Portland City Council
held its "good ol' fashioned town hall" meeting, as Mayor Sam Adams
put it, last night to discuss the possibility of Portland renewing its membership with the FBI's Joint Terrorism Task Force
"Tonight is not about making decisions," Adams said. "Tonight is about making sure we're asking the right questions."
The discussion whether to rejoin was prompted by the alleged bomb plot that was foiled in Pioneer Courthouse Square the day after Thanksgiving. And the question asked last night by Commissioner Randy Leonard
was, "What would have been different if we were in the Joint Terrorism Task Force during the Pioneer Square attempted bombing?"
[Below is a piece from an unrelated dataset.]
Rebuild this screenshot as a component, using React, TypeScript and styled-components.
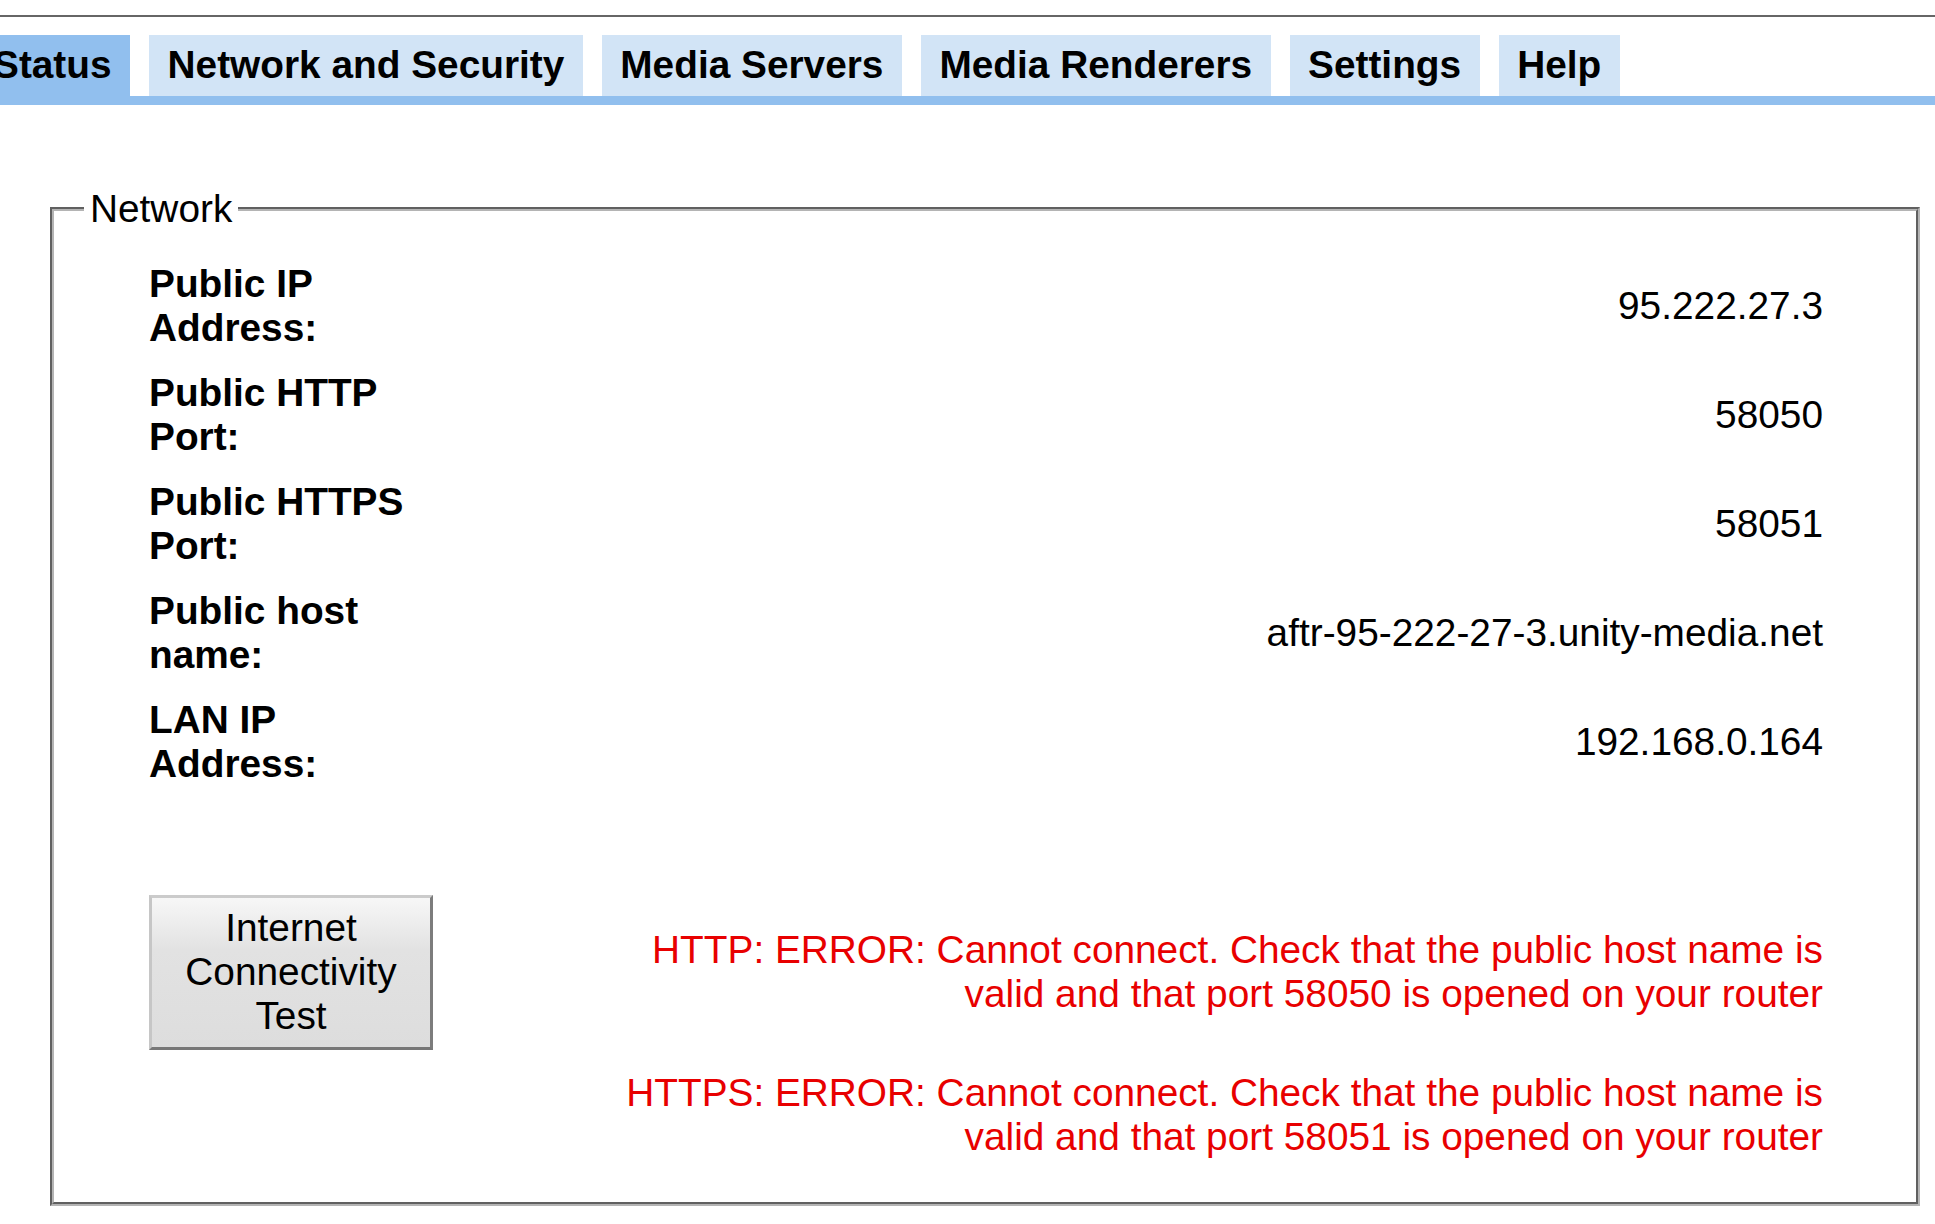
import React from 'react';
import styled, { createGlobalStyle } from 'styled-components';

const GlobalStyle = createGlobalStyle`
  html, body {
    margin: 0;
    padding: 0;
    background: #fff;
  }

  body {
    font-family: "Liberation Sans", Arial, sans-serif;
    font-size: 38.8px;
    color: #000;
    overflow: hidden;
  }
`;

const Page = styled.div`
  width: 1935px;
  padding-top: 15px;
`;

const TopRule = styled.div`
  height: 2px;
  background-color: #666;
`;

const TabNav = styled.nav`
  margin-top: 17.5px;
  border-bottom: 9px solid #91bfee;
`;

const TabList = styled.ul`
  display: flex;
  gap: 19px;
  list-style: none;
  margin: 0 0 0 -25.5px;
  padding: 0;
`;

const Tab = styled.li<{ $active?: boolean }>`
  padding: 8.5px 18.5px;
  font-weight: bold;
  line-height: normal;
  white-space: nowrap;
  background-color: ${({ $active }) => ($active ? '#91bfee' : '#d2e4f6')};
  cursor: pointer;
`;

const Fieldset = styled.fieldset`
  margin: 82px 15px 0 50px;
  padding: 20.5px 30px 32.5px;
  border: 4px groove #b4b4b4;
  min-width: 0;
`;

const Legend = styled.legend`
  padding: 0 6px;
  line-height: normal;
`;

const Content = styled.div`
  margin: 0 63px 0 65px;
`;

const InfoRow = styled.div`
  display: grid;
  grid-template-columns: 260px 1fr;
  align-items: center;
  padding: 10.5px 0;
`;

const Label = styled.div`
  font-weight: bold;
  line-height: normal;
`;

const Value = styled.div`
  text-align: right;
  line-height: normal;
`;

const TestSection = styled.div`
  margin-top: 88px;
`;

const TestRow = styled.div`
  display: grid;
  grid-template-columns: 284px 1fr;
  column-gap: 150px;
  align-items: center;
  padding: 10.5px 0;
`;

const TestButton = styled.button`
  box-sizing: border-box;
  width: 284px;
  padding: 8.5px 4px;
  font-family: inherit;
  font-size: inherit;
  line-height: normal;
  color: #000;
  border: 3px solid;
  border-color: #cbcbcb #7c7c7c #777 #c6c6c6;
  background: linear-gradient(#f7f7f7 0%, #e2e2e2 35%, #dddddd 100%);
  cursor: pointer;
`;

const ErrorText = styled.div`
  grid-column: 2;
  text-align: right;
  line-height: normal;
  color: #e80000;
`;

const tabs = ['Status', 'Network and Security', 'Media Servers', 'Media Renderers', 'Settings', 'Help'];

const info = [
  { label: 'Public IP Address:', value: '95.222.27.3' },
  { label: 'Public HTTP Port:', value: '58050' },
  { label: 'Public HTTPS Port:', value: '58051' },
  { label: 'Public host name:', value: 'aftr-95-222-27-3.unity-media.net' },
  { label: 'LAN IP Address:', value: '192.168.0.164' },
];

const App = () => {
  return (
    <>
      <GlobalStyle />
      <Page>
        <TopRule />
        <TabNav>
          <TabList>
            {tabs.map((tab) => (
              <Tab key={tab} $active={tab === 'Status'}>
                {tab}
              </Tab>
            ))}
          </TabList>
        </TabNav>

        <Fieldset>
          <Legend>Network</Legend>
          <Content>
            {info.map((row) => (
              <InfoRow key={row.label}>
                <Label>{row.label}</Label>
                <Value>{row.value}</Value>
              </InfoRow>
            ))}

            <TestSection>
              <TestRow>
                <TestButton type="button">Internet Connectivity Test</TestButton>
                <ErrorText>
                  HTTP: ERROR: Cannot connect. Check that the public host name is valid and that port 58050 is
                  opened on your router
                </ErrorText>
              </TestRow>
              <TestRow>
                <ErrorText>
                  HTTPS: ERROR: Cannot connect. Check that the public host name is valid and that port 58051 is
                  opened on your router
                </ErrorText>
              </TestRow>
            </TestSection>
          </Content>
        </Fieldset>
      </Page>
    </>
  );
};

export default App;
Here's what others had to say in the Smith Ballroom at Portland State University
, where 200 folding chairs were nearly full with people wanting to speak their minds about the controversial task force.
Several Muslims expressed worries about being racially profiled and an Islamic woman who spoke said she is afraid of being intimidated for wearing a head scarf. A local lawyer stated that "we have yet to take control of our own police," and that Portland should do so before considering rejoining the JTTF. They were in the majority of spectators who voiced sentiments against rejoining the task force, mainly due to the concern of losing civil liberties or fear of harassment by law enforcement.
About one-third of the audience members who spoke supported rejoining the JTTF. They said doing so would increase security in Portland without damage to civil rights.
The City Council plans to vote Feb. 24 on whether to rejoin the JTTF.